=== SUPPLIED DATA ===
begin

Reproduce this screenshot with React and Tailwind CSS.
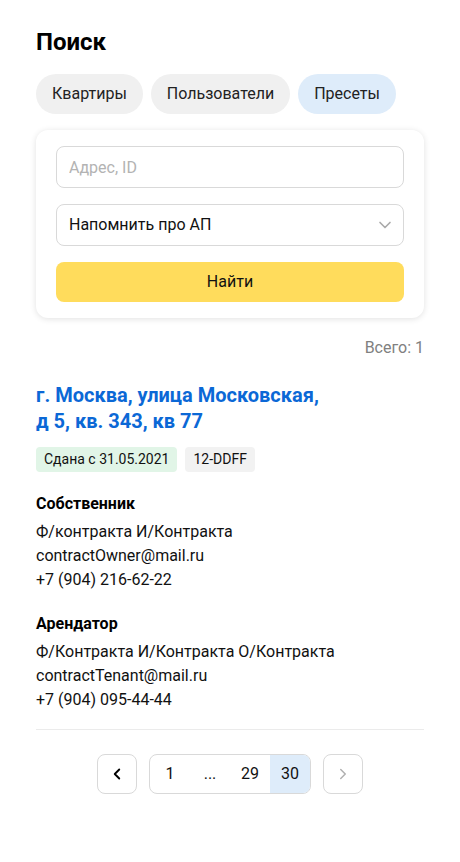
import { ChevronDown, ChevronLeft, ChevronRight } from "lucide-react";

const tabs = [
  { label: "Квартиры", active: false },
  { label: "Пользователи", active: false },
  { label: "Пресеты", active: true },
];

function Person({ title, lines }) {
  return (
    <div>
      <div className="text-[16px] font-bold leading-6 text-black">{title}</div>
      <div className="mt-1 text-[16px] leading-6 text-[#111]">
        {lines.map((l) => (
          <div key={l}>{l}</div>
        ))}
      </div>
    </div>
  );
}

export default function App() {
  return (
    <div className="min-h-[862px] bg-white px-9 pt-7 font-['Roboto',sans-serif] text-[#111]">
      <h1 className="text-[24px] font-bold leading-7 text-black">Поиск</h1>

      <div className="mt-[18px] flex gap-2">
        {tabs.map((t) => (
          <button
            key={t.label}
            className={
              "h-10 rounded-full px-4 text-[16px] text-[#222] " +
              (t.active ? "bg-[#deecfa]" : "bg-[#f0f0f0]")
            }
          >
            {t.label}
          </button>
        ))}
      </div>

      <div className="mt-4 flex flex-col gap-4 rounded-xl bg-white px-5 py-4 shadow-[0_1px_6px_rgba(0,0,0,0.12)]">
        <input
          placeholder="Адрес, ID"
          className="h-[42px] w-full rounded-lg border border-[#d9d9d9] px-3 text-[16px] outline-none placeholder:text-[#b3b3b3]"
        />
        <div className="flex h-[42px] items-center justify-between rounded-lg border border-[#d9d9d9] pl-3 pr-2">
          <span className="text-[16px] text-[#111]">Напомнить про АП</span>
          <ChevronDown size={20} strokeWidth={2} className="text-[#aaa]" />
        </div>
        <button className="h-10 w-full rounded-lg bg-[#ffdc5c] text-[16px] text-[#111]">Найти</button>
      </div>

      <div className="mt-[18px] text-right text-[16px] text-[#808080]">Всего: 1</div>

      <a href="#" className="mt-[22px] block text-[20px] font-bold leading-[26px] text-[#0b68d6]">
        г. Москва, улица Московская,
        <br />д 5, кв. 343, кв 77
      </a>

      <div className="mt-[13px] flex gap-2">
        <span className="rounded bg-[#e1f5e7] px-2 py-[3px] text-[14px] leading-[19px]">Сдана с 31.05.2021</span>
        <span className="rounded bg-[#f2f2f2] px-2 py-[3px] text-[14px] leading-[19px]">12-DDFF</span>
      </div>

      <div className="mt-5 flex flex-col gap-5">
        <Person
          title="Собственник"
          lines={["Ф/контракта И/Контракта", "contractOwner@mail.ru", "+7 (904) 216-62-22"]}
        />
        <Person
          title="Арендатор"
          lines={["Ф/Контракта И/Контракта О/Контракта", "contractTenant@mail.ru", "+7 (904) 095-44-44"]}
        />
      </div>

      <div className="mt-[17px] border-t border-[#ebebeb]" />

      <div className="mt-6 flex justify-center gap-3">
        <button className="flex h-10 w-10 items-center justify-center rounded-lg border border-[#d9d9d9] text-black">
          <ChevronLeft size={18} strokeWidth={2.5} />
        </button>
        <div className="flex h-10 overflow-hidden rounded-lg border border-[#d9d9d9] text-[16px]">
          <span className="flex w-10 items-center justify-center">1</span>
          <span className="flex w-10 items-center justify-center">...</span>
          <span className="flex w-10 items-center justify-center">29</span>
          <span className="flex w-10 items-center justify-center bg-[#deecfa]">30</span>
        </div>
        <button className="flex h-10 w-10 items-center justify-center rounded-lg border border-[#d9d9d9] text-[#b0b0b0]">
          <ChevronRight size={18} strokeWidth={2} />
        </button>
      </div>
    </div>
  );
}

end

=== REQUIREMENT ===
All of the data above should be transcribed verbatim, with pictures omitted.

=== THE REPLY ===
Reproduce this screenshot with React and Tailwind CSS.
import { ChevronDown, ChevronLeft, ChevronRight } from "lucide-react";

const tabs = [
  { label: "Квартиры", active: false },
  { label: "Пользователи", active: false },
  { label: "Пресеты", active: true },
];

function Person({ title, lines }) {
  return (
    <div>
      <div className="text-[16px] font-bold leading-6 text-black">{title}</div>
      <div className="mt-1 text-[16px] leading-6 text-[#111]">
        {lines.map((l) => (
          <div key={l}>{l}</div>
        ))}
      </div>
    </div>
  );
}

export default function App() {
  return (
    <div className="min-h-[862px] bg-white px-9 pt-7 font-['Roboto',sans-serif] text-[#111]">
      <h1 className="text-[24px] font-bold leading-7 text-black">Поиск</h1>

      <div className="mt-[18px] flex gap-2">
        {tabs.map((t) => (
          <button
            key={t.label}
            className={
              "h-10 rounded-full px-4 text-[16px] text-[#222] " +
              (t.active ? "bg-[#deecfa]" : "bg-[#f0f0f0]")
            }
          >
            {t.label}
          </button>
        ))}
      </div>

      <div className="mt-4 flex flex-col gap-4 rounded-xl bg-white px-5 py-4 shadow-[0_1px_6px_rgba(0,0,0,0.12)]">
        <input
          placeholder="Адрес, ID"
          className="h-[42px] w-full rounded-lg border border-[#d9d9d9] px-3 text-[16px] outline-none placeholder:text-[#b3b3b3]"
        />
        <div className="flex h-[42px] items-center justify-between rounded-lg border border-[#d9d9d9] pl-3 pr-2">
          <span className="text-[16px] text-[#111]">Напомнить про АП</span>
          <ChevronDown size={20} strokeWidth={2} className="text-[#aaa]" />
        </div>
        <button className="h-10 w-full rounded-lg bg-[#ffdc5c] text-[16px] text-[#111]">Найти</button>
      </div>

      <div className="mt-[18px] text-right text-[16px] text-[#808080]">Всего: 1</div>

      <a href="#" className="mt-[22px] block text-[20px] font-bold leading-[26px] text-[#0b68d6]">
        г. Москва, улица Московская,
        <br />д 5, кв. 343, кв 77
      </a>

      <div className="mt-[13px] flex gap-2">
        <span className="rounded bg-[#e1f5e7] px-2 py-[3px] text-[14px] leading-[19px]">Сдана с 31.05.2021</span>
        <span className="rounded bg-[#f2f2f2] px-2 py-[3px] text-[14px] leading-[19px]">12-DDFF</span>
      </div>

      <div className="mt-5 flex flex-col gap-5">
        <Person
          title="Собственник"
          lines={["Ф/контракта И/Контракта", "contractOwner@mail.ru", "+7 (904) 216-62-22"]}
        />
        <Person
          title="Арендатор"
          lines={["Ф/Контракта И/Контракта О/Контракта", "contractTenant@mail.ru", "+7 (904) 095-44-44"]}
        />
      </div>

      <div className="mt-[17px] border-t border-[#ebebeb]" />

      <div className="mt-6 flex justify-center gap-3">
        <button className="flex h-10 w-10 items-center justify-center rounded-lg border border-[#d9d9d9] text-black">
          <ChevronLeft size={18} strokeWidth={2.5} />
        </button>
        <div className="flex h-10 overflow-hidden rounded-lg border border-[#d9d9d9] text-[16px]">
          <span className="flex w-10 items-center justify-center">1</span>
          <span className="flex w-10 items-center justify-center">...</span>
          <span className="flex w-10 items-center justify-center">29</span>
          <span className="flex w-10 items-center justify-center bg-[#deecfa]">30</span>
        </div>
        <button className="flex h-10 w-10 items-center justify-center rounded-lg border border-[#d9d9d9] text-[#b0b0b0]">
          <ChevronRight size={18} strokeWidth={2} />
        </button>
      </div>
    </div>
  );
}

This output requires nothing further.